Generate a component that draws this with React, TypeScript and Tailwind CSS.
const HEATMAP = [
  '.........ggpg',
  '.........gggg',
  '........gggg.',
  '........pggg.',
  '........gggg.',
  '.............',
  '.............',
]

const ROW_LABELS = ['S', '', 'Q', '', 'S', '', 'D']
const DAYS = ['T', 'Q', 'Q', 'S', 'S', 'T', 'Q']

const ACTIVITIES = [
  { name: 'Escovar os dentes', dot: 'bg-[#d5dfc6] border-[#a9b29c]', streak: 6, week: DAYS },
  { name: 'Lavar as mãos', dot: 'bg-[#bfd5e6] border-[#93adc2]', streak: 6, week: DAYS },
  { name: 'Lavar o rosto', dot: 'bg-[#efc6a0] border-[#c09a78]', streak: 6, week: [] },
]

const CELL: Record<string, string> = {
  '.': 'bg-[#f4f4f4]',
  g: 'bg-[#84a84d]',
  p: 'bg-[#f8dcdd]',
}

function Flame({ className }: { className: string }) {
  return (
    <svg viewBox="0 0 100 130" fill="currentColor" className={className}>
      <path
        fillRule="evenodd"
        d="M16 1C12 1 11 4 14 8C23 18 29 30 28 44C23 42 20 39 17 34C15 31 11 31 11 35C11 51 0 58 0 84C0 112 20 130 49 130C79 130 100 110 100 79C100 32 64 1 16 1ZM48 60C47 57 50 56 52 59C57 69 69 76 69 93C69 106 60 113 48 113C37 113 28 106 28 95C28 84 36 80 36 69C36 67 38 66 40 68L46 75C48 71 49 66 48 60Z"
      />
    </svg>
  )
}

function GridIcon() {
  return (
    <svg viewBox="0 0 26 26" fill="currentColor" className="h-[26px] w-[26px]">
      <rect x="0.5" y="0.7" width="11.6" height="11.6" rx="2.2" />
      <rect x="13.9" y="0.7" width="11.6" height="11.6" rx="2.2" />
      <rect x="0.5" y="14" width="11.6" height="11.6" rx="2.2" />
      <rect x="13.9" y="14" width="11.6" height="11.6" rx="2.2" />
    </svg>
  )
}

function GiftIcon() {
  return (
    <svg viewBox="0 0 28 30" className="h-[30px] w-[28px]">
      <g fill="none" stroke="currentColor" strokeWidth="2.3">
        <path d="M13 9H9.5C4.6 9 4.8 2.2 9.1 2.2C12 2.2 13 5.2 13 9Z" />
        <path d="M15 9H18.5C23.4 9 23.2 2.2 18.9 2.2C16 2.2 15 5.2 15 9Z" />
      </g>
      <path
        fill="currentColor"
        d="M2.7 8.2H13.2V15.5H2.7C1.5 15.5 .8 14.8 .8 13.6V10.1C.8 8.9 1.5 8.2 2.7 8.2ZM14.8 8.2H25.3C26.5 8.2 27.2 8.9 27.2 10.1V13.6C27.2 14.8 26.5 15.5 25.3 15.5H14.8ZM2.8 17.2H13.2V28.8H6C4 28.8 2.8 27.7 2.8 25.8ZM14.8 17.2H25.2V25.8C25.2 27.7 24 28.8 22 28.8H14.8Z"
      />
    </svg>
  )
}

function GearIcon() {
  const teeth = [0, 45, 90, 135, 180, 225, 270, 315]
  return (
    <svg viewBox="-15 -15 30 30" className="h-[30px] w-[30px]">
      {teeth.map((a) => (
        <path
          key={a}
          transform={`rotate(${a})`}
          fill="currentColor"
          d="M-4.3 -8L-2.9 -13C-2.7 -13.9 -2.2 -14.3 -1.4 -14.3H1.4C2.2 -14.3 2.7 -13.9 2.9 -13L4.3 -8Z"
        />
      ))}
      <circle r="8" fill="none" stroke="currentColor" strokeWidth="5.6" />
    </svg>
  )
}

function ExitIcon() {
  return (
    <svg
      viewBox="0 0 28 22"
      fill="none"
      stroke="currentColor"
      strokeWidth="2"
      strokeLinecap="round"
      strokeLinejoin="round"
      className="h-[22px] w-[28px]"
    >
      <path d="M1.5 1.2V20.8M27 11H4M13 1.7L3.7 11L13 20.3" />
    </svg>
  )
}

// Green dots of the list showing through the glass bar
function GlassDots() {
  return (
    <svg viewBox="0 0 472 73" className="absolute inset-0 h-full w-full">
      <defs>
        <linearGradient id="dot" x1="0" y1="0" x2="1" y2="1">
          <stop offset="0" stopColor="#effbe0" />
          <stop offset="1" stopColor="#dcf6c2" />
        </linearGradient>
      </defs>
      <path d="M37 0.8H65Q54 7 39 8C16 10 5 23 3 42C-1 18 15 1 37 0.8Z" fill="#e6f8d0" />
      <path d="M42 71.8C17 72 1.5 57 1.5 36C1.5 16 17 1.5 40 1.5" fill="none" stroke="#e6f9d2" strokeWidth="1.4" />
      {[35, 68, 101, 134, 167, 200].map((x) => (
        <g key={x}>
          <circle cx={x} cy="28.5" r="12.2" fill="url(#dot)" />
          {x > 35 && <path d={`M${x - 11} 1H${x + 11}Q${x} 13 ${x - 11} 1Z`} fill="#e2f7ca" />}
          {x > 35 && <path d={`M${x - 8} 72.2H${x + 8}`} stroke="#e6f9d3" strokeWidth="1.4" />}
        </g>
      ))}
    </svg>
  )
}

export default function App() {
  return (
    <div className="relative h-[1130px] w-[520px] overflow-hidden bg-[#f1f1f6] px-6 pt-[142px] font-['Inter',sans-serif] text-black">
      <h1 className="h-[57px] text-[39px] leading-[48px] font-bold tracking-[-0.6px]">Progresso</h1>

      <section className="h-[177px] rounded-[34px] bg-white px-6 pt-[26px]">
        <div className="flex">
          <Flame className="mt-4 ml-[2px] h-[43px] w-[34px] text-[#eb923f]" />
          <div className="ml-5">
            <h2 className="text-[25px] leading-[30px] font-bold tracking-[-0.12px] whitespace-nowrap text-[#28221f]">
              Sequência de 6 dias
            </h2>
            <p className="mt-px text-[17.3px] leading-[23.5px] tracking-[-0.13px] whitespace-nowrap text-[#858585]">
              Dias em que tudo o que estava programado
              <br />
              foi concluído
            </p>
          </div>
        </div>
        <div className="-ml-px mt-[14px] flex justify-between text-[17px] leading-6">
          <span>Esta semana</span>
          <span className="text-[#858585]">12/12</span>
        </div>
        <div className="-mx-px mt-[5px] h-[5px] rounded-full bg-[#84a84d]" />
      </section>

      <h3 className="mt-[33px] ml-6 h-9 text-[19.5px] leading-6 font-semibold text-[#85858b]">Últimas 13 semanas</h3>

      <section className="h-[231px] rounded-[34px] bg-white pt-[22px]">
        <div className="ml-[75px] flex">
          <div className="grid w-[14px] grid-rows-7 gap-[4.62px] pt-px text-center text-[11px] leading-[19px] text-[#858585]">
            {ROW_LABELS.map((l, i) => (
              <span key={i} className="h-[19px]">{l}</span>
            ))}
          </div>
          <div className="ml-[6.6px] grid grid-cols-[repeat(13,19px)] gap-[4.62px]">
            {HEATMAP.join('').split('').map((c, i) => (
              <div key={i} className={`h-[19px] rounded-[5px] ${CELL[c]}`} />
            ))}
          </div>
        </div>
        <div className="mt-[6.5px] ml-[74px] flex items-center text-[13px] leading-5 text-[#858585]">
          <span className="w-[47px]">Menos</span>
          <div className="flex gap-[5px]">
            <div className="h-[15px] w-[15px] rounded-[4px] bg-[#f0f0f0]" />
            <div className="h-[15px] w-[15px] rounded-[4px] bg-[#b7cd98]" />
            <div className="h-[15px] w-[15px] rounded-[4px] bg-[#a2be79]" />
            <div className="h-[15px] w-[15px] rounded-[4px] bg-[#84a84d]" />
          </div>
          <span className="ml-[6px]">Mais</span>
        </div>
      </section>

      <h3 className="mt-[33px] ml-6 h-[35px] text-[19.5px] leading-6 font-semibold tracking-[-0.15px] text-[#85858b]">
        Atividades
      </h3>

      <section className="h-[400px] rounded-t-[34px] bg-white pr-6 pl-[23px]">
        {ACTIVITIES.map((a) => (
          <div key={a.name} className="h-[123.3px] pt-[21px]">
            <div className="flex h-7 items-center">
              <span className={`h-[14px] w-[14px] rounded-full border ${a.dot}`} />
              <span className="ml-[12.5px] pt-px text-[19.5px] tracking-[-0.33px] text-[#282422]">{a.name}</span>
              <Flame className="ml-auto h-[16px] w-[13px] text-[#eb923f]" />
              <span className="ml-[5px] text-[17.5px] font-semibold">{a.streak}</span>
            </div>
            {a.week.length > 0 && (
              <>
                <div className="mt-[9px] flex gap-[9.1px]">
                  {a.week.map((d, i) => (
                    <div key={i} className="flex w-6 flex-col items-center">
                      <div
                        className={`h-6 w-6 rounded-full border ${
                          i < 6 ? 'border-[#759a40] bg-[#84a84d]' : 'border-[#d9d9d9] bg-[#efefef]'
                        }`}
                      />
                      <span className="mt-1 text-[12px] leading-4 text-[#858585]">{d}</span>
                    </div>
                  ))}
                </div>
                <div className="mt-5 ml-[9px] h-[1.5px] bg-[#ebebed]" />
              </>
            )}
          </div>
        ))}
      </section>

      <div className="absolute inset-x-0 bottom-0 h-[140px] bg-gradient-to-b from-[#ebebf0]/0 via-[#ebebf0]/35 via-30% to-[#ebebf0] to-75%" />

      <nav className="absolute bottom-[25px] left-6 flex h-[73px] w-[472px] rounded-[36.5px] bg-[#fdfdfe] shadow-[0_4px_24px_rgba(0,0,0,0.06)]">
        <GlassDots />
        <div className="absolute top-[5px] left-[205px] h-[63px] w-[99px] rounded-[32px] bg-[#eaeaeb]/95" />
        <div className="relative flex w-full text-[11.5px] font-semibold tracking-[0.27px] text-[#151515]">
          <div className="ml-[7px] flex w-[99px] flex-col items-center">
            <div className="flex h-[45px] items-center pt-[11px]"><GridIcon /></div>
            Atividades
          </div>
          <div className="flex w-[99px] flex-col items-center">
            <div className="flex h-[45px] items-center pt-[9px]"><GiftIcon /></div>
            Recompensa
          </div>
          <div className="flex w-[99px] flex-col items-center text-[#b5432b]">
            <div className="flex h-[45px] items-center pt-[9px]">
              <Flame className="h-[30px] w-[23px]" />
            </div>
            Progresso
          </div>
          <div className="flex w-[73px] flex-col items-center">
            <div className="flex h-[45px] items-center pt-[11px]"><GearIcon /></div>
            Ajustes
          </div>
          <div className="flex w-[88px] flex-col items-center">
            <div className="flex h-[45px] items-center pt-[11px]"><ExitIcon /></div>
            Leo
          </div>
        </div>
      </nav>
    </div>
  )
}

..........

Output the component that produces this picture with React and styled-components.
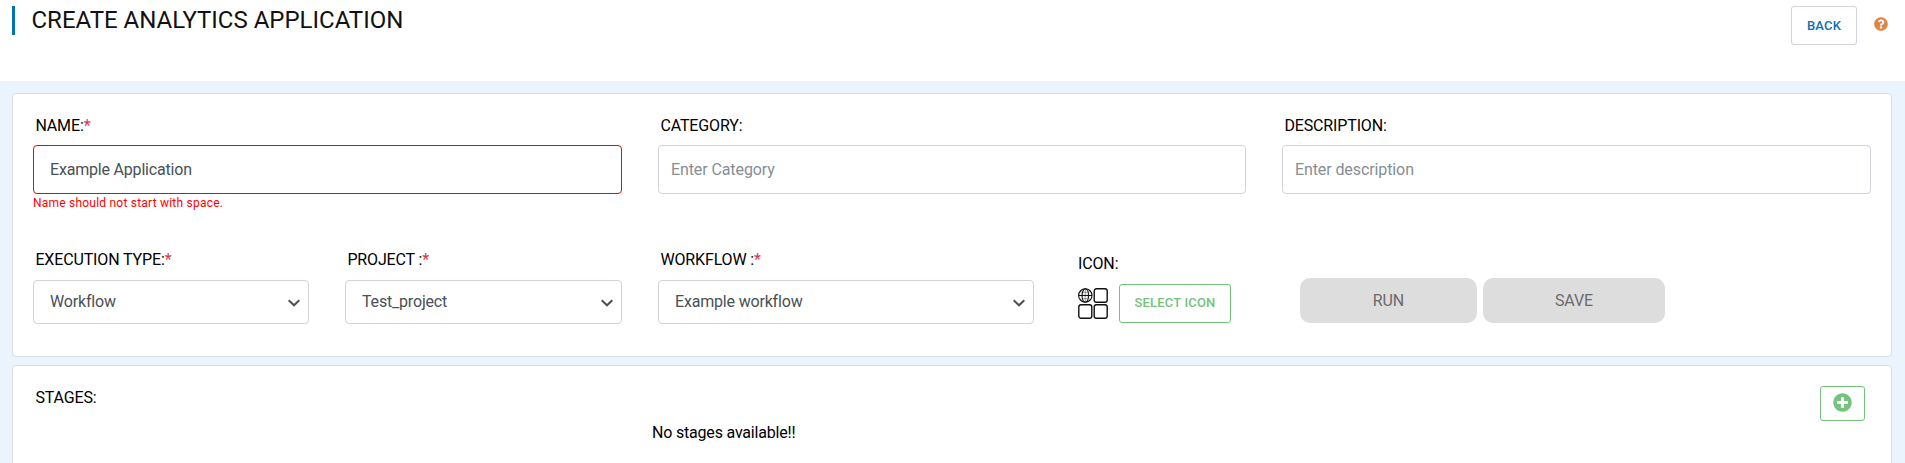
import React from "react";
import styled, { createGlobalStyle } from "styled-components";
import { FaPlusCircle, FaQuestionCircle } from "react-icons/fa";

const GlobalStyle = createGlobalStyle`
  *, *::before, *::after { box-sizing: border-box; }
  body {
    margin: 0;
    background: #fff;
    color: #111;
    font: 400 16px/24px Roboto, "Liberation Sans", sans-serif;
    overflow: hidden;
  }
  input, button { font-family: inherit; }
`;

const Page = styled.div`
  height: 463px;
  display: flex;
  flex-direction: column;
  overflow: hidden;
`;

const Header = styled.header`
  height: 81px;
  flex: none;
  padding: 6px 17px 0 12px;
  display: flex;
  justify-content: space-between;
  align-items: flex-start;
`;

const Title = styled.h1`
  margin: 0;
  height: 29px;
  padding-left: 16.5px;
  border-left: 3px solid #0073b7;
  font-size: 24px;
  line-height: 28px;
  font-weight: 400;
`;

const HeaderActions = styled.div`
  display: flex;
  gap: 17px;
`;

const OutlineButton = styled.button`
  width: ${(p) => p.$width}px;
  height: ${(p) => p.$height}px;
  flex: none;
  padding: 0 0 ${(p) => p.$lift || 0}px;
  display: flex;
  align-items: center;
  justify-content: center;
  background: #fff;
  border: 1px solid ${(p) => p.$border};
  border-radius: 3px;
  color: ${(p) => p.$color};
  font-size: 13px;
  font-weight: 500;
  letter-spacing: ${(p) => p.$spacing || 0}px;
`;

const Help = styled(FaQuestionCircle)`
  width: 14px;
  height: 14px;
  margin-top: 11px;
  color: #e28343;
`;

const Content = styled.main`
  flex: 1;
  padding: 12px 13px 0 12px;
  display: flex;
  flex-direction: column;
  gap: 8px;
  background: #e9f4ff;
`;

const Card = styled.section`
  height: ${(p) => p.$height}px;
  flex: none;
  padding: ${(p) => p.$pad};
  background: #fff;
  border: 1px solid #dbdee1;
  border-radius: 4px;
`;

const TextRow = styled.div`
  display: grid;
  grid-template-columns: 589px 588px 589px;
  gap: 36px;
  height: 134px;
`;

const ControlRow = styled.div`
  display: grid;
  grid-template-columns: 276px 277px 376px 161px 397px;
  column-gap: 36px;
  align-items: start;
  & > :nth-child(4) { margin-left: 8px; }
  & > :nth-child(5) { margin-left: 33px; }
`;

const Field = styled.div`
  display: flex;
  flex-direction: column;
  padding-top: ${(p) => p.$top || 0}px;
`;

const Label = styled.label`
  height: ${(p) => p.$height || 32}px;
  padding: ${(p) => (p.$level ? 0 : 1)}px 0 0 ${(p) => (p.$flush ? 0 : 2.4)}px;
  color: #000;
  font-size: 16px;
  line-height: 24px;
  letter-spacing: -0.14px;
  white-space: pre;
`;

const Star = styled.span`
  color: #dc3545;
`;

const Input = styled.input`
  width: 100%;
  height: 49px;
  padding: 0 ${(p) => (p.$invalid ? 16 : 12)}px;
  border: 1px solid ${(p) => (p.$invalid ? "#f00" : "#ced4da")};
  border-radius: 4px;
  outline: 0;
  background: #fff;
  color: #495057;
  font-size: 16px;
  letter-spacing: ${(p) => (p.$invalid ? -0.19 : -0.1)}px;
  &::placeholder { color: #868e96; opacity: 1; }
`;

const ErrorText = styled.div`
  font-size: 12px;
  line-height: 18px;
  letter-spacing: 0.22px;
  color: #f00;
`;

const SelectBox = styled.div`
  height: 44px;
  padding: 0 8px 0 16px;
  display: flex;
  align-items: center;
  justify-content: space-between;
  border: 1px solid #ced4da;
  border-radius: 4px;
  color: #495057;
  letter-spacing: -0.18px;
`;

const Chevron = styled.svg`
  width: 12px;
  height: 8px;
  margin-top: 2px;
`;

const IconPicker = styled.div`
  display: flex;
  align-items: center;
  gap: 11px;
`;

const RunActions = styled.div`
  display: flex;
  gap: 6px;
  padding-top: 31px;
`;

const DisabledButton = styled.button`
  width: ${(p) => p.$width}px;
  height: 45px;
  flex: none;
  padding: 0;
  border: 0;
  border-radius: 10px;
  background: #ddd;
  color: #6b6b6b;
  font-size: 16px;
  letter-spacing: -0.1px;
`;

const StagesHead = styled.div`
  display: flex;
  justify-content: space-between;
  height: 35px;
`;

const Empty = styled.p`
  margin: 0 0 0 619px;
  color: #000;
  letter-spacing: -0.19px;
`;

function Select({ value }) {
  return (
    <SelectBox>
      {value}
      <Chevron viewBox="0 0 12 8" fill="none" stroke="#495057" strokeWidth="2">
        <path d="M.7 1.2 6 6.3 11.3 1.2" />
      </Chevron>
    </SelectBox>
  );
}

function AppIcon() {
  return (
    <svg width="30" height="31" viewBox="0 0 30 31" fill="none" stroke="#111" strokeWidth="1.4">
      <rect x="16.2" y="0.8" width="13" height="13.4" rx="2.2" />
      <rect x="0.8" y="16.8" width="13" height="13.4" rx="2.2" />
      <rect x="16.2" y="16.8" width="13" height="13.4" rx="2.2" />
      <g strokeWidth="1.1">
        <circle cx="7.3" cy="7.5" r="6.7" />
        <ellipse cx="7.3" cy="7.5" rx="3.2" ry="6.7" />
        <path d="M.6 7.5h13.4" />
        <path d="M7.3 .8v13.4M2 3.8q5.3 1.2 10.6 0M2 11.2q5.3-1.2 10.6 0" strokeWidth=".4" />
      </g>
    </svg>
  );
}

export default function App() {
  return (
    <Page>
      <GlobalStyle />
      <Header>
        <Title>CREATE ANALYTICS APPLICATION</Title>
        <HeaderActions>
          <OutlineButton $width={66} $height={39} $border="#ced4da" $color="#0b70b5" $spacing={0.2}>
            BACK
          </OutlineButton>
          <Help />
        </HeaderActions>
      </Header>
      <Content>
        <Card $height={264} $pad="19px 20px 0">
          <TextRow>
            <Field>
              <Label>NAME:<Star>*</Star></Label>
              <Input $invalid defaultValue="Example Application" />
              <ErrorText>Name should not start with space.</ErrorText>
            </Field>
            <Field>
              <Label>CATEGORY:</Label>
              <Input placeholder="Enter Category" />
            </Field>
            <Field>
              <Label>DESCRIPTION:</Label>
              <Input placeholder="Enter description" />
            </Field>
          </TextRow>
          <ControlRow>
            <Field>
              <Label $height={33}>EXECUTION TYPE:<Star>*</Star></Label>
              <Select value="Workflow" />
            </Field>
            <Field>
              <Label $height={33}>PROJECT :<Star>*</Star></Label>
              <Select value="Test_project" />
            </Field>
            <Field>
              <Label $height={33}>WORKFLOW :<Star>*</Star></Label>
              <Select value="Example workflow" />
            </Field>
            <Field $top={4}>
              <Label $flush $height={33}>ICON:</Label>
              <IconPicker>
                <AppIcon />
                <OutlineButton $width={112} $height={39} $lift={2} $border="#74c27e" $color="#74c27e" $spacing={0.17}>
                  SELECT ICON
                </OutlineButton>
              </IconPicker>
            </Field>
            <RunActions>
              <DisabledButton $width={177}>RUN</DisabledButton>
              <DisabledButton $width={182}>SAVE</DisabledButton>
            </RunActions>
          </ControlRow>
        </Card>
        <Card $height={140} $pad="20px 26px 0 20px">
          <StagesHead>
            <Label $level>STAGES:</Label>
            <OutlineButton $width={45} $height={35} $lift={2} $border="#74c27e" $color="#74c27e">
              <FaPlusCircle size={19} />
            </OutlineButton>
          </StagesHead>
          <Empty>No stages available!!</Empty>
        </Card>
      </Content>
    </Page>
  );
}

..........

*Your instructions:*
The lines to return run from the one containing "Generate a component" down to the one containing "const DAYS = ['T', 'Q', 'Q', 'S', 'S', 'T', 'Q']"; give them exactly, both included, and no others.

*Solution for this exercise:*
Generate a component that draws this with React, TypeScript and Tailwind CSS.
const HEATMAP = [
  '.........ggpg',
  '.........gggg',
  '........gggg.',
  '........pggg.',
  '........gggg.',
  '.............',
  '.............',
]

const ROW_LABELS = ['S', '', 'Q', '', 'S', '', 'D']
const DAYS = ['T', 'Q', 'Q', 'S', 'S', 'T', 'Q']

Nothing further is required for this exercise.